Every Link In The Power Chain
While acknowledging the benefits of MORE Power’s investments, ICE said consumers can only experience reliable electricity when every segment of the power industry functions effectively.
“Modernizing the local distribution network reduces local failures, improves response, and strengthens the last mile, but it cannot substitute for generation reserves, transmission deliverability, or system-wide planning. The consumer experiences reliable electricity only when the full chain performs,” the report said.
The study linked the recent events to broader concerns that resurfaced after the Panay-wide blackout in January 2024. Unlike that collapse, the latest incidents were controlled curtailments designed to keep the grid operational by temporarily disconnecting consumers.
Data cited by ICE showed that recurring MLD beginning May 13 affected about 645,400 customers across the franchise areas of MORE Power, Negros Power, and Bohol Light, resulting in 940,848 kilowatt-hours of unserved energy. MORE Power alone accounted for 135,364 affected customers and approximately 340,990 kilowatt-hours of lost energy.
Stronger Planning Needed
The report placed ultimate responsibility for addressing recurring power curtailments on the Department of Energy (DOE), saying the agency holds the statutory mandate under the Electric Power Industry Reform Act to ensure adequate planning, system integration, and reserve capacity.
ICE recommended adopting binding reserve standards, improving public disclosure of outage information, and strengthening transmission deliverability into Panay to reduce dependence on emergency load reductions during supply shortages.

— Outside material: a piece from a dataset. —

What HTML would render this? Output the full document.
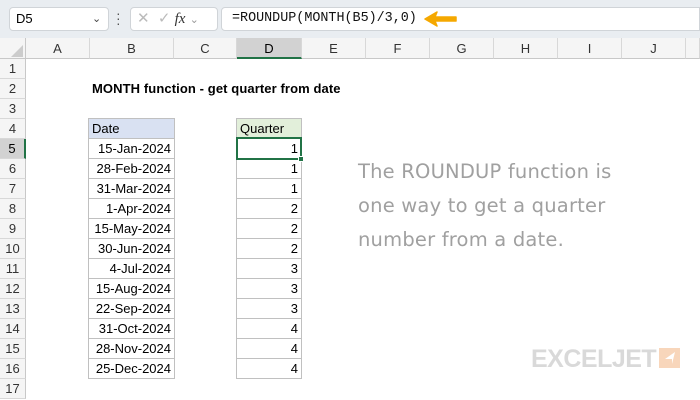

The findings also come as lawmakers consider proposals to expand MORE Power’s franchise to neighboring municipalities, supported by the utility’s operational performance and rising electricity demand across Panay. ICE noted that power demand on the island grew at a compounded annual rate of about 18.5 percent between 2020 and 2023, underscoring the need for coordinated investments across generation, transmission, and distribution to sustain future growth.